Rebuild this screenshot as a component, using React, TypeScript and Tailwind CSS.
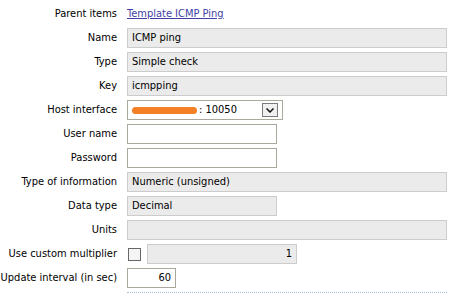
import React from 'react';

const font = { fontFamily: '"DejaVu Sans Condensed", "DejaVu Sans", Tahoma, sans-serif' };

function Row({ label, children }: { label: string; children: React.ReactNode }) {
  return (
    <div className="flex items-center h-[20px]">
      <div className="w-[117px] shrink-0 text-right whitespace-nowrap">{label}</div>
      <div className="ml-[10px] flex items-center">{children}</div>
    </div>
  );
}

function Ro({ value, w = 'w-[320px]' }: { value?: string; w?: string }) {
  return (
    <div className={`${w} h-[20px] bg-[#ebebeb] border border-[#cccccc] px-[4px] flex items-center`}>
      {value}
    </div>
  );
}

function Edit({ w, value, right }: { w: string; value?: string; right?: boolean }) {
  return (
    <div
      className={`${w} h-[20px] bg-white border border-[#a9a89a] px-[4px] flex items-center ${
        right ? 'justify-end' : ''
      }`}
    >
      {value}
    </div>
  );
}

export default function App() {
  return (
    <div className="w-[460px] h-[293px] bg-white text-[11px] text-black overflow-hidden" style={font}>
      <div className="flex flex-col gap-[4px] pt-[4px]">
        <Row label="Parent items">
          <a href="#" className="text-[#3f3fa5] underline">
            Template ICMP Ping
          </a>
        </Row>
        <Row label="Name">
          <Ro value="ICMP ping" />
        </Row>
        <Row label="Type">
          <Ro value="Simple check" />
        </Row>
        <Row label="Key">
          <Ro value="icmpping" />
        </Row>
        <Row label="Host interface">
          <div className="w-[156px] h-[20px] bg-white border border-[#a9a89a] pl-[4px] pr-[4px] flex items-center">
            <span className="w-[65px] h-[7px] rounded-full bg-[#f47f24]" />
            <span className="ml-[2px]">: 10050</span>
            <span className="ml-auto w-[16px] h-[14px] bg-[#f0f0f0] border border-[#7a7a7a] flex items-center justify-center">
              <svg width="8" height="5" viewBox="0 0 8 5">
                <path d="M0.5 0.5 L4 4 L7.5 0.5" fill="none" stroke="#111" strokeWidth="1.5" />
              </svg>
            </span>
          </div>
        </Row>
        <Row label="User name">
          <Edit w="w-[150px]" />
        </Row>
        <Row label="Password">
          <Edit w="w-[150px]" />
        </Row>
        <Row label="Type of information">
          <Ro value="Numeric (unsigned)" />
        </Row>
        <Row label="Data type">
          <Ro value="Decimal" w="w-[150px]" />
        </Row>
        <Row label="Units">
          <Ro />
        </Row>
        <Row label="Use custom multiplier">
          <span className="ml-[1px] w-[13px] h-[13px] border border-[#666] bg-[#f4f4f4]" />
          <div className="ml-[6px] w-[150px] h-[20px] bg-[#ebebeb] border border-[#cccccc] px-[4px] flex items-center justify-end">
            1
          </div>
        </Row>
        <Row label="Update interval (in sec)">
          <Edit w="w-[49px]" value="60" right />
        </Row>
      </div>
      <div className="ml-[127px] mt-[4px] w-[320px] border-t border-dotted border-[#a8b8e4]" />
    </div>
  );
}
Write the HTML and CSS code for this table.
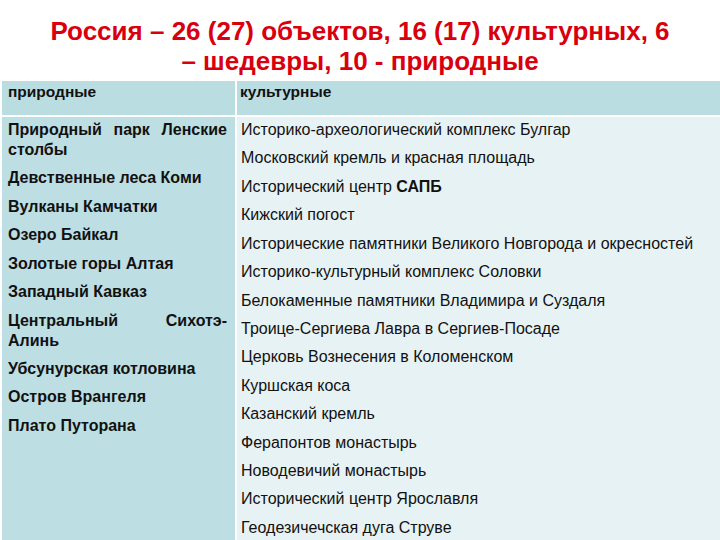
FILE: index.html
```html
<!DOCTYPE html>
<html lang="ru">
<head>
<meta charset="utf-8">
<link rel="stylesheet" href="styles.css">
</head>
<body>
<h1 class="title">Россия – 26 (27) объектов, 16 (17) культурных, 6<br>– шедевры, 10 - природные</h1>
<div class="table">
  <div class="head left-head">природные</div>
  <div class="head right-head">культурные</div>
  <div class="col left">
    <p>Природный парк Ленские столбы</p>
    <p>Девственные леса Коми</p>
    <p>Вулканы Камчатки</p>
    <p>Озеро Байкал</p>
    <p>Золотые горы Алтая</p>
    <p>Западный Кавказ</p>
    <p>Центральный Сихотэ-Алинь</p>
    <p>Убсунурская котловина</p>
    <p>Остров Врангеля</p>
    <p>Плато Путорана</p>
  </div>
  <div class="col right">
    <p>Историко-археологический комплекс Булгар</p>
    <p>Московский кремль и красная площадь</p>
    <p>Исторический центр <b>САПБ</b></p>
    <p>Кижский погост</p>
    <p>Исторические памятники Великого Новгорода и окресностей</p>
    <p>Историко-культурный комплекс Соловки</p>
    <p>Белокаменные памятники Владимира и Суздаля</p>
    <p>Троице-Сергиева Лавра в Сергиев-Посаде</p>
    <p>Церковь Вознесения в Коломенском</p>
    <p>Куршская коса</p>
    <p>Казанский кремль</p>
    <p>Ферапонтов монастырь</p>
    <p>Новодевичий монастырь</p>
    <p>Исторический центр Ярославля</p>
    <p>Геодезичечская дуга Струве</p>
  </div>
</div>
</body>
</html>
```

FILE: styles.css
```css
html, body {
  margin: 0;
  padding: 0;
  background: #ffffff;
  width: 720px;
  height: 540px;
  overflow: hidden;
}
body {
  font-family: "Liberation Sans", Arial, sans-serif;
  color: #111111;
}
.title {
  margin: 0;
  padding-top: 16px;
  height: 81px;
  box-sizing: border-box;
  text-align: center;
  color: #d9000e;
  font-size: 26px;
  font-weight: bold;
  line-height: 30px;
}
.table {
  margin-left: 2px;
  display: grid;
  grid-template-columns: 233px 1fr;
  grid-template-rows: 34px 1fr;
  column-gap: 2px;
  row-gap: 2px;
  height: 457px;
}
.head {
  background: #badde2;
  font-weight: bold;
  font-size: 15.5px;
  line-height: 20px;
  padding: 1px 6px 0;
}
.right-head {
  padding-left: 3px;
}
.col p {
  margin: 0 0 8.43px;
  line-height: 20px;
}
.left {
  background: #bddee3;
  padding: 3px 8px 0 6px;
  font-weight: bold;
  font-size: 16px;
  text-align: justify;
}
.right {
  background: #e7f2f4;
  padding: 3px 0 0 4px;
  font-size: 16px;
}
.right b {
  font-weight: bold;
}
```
*****
◆ CHALLENGE ◆
Set down the lines of the records above exactly, apart from the pictures.

◆ EXPECTED OUTPUT ◆
Rebuild this screenshot as a component, using React, TypeScript and Tailwind CSS.
import React from 'react';

const font = { fontFamily: '"DejaVu Sans Condensed", "DejaVu Sans", Tahoma, sans-serif' };

function Row({ label, children }: { label: string; children: React.ReactNode }) {
  return (
    <div className="flex items-center h-[20px]">
      <div className="w-[117px] shrink-0 text-right whitespace-nowrap">{label}</div>
      <div className="ml-[10px] flex items-center">{children}</div>
    </div>
  );
}

function Ro({ value, w = 'w-[320px]' }: { value?: string; w?: string }) {
  return (
    <div className={`${w} h-[20px] bg-[#ebebeb] border border-[#cccccc] px-[4px] flex items-center`}>
      {value}
    </div>
  );
}

function Edit({ w, value, right }: { w: string; value?: string; right?: boolean }) {
  return (
    <div
      className={`${w} h-[20px] bg-white border border-[#a9a89a] px-[4px] flex items-center ${
        right ? 'justify-end' : ''
      }`}
    >
      {value}
    </div>
  );
}

export default function App() {
  return (
    <div className="w-[460px] h-[293px] bg-white text-[11px] text-black overflow-hidden" style={font}>
      <div className="flex flex-col gap-[4px] pt-[4px]">
        <Row label="Parent items">
          <a href="#" className="text-[#3f3fa5] underline">
            Template ICMP Ping
          </a>
        </Row>
        <Row label="Name">
          <Ro value="ICMP ping" />
        </Row>
        <Row label="Type">
          <Ro value="Simple check" />
        </Row>
        <Row label="Key">
          <Ro value="icmpping" />
        </Row>
        <Row label="Host interface">
          <div className="w-[156px] h-[20px] bg-white border border-[#a9a89a] pl-[4px] pr-[4px] flex items-center">
            <span className="w-[65px] h-[7px] rounded-full bg-[#f47f24]" />
            <span className="ml-[2px]">: 10050</span>
            <span className="ml-auto w-[16px] h-[14px] bg-[#f0f0f0] border border-[#7a7a7a] flex items-center justify-center">
              <svg width="8" height="5" viewBox="0 0 8 5">
                <path d="M0.5 0.5 L4 4 L7.5 0.5" fill="none" stroke="#111" strokeWidth="1.5" />
              </svg>
            </span>
          </div>
        </Row>
        <Row label="User name">
          <Edit w="w-[150px]" />
        </Row>
        <Row label="Password">
          <Edit w="w-[150px]" />
        </Row>
        <Row label="Type of information">
          <Ro value="Numeric (unsigned)" />
        </Row>
        <Row label="Data type">
          <Ro value="Decimal" w="w-[150px]" />
        </Row>
        <Row label="Units">
          <Ro />
        </Row>
        <Row label="Use custom multiplier">
          <span className="ml-[1px] w-[13px] h-[13px] border border-[#666] bg-[#f4f4f4]" />
          <div className="ml-[6px] w-[150px] h-[20px] bg-[#ebebeb] border border-[#cccccc] px-[4px] flex items-center justify-end">
            1
          </div>
        </Row>
        <Row label="Update interval (in sec)">
          <Edit w="w-[49px]" value="60" right />
        </Row>
      </div>
      <div className="ml-[127px] mt-[4px] w-[320px] border-t border-dotted border-[#a8b8e4]" />
    </div>
  );
}
Write the HTML and CSS code for this table.
FILE: index.html
```html
<!DOCTYPE html>
<html lang="ru">
<head>
<meta charset="utf-8">
<link rel="stylesheet" href="styles.css">
</head>
<body>
<h1 class="title">Россия – 26 (27) объектов, 16 (17) культурных, 6<br>– шедевры, 10 - природные</h1>
<div class="table">
  <div class="head left-head">природные</div>
  <div class="head right-head">культурные</div>
  <div class="col left">
    <p>Природный парк Ленские столбы</p>
    <p>Девственные леса Коми</p>
    <p>Вулканы Камчатки</p>
    <p>Озеро Байкал</p>
    <p>Золотые горы Алтая</p>
    <p>Западный Кавказ</p>
    <p>Центральный Сихотэ-Алинь</p>
    <p>Убсунурская котловина</p>
    <p>Остров Врангеля</p>
    <p>Плато Путорана</p>
  </div>
  <div class="col right">
    <p>Историко-археологический комплекс Булгар</p>
    <p>Московский кремль и красная площадь</p>
    <p>Исторический центр <b>САПБ</b></p>
    <p>Кижский погост</p>
    <p>Исторические памятники Великого Новгорода и окресностей</p>
    <p>Историко-культурный комплекс Соловки</p>
    <p>Белокаменные памятники Владимира и Суздаля</p>
    <p>Троице-Сергиева Лавра в Сергиев-Посаде</p>
    <p>Церковь Вознесения в Коломенском</p>
    <p>Куршская коса</p>
    <p>Казанский кремль</p>
    <p>Ферапонтов монастырь</p>
    <p>Новодевичий монастырь</p>
    <p>Исторический центр Ярославля</p>
    <p>Геодезичечская дуга Струве</p>
  </div>
</div>
</body>
</html>
```

FILE: styles.css
```css
html, body {
  margin: 0;
  padding: 0;
  background: #ffffff;
  width: 720px;
  height: 540px;
  overflow: hidden;
}
body {
  font-family: "Liberation Sans", Arial, sans-serif;
  color: #111111;
}
.title {
  margin: 0;
  padding-top: 16px;
  height: 81px;
  box-sizing: border-box;
  text-align: center;
  color: #d9000e;
  font-size: 26px;
  font-weight: bold;
  line-height: 30px;
}
.table {
  margin-left: 2px;
  display: grid;
  grid-template-columns: 233px 1fr;
  grid-template-rows: 34px 1fr;
  column-gap: 2px;
  row-gap: 2px;
  height: 457px;
}
.head {
  background: #badde2;
  font-weight: bold;
  font-size: 15.5px;
  line-height: 20px;
  padding: 1px 6px 0;
}
.right-head {
  padding-left: 3px;
}
.col p {
  margin: 0 0 8.43px;
  line-height: 20px;
}
.left {
  background: #bddee3;
  padding: 3px 8px 0 6px;
  font-weight: bold;
  font-size: 16px;
  text-align: justify;
}
.right {
  background: #e7f2f4;
  padding: 3px 0 0 4px;
  font-size: 16px;
}
.right b {
  font-weight: bold;
}
```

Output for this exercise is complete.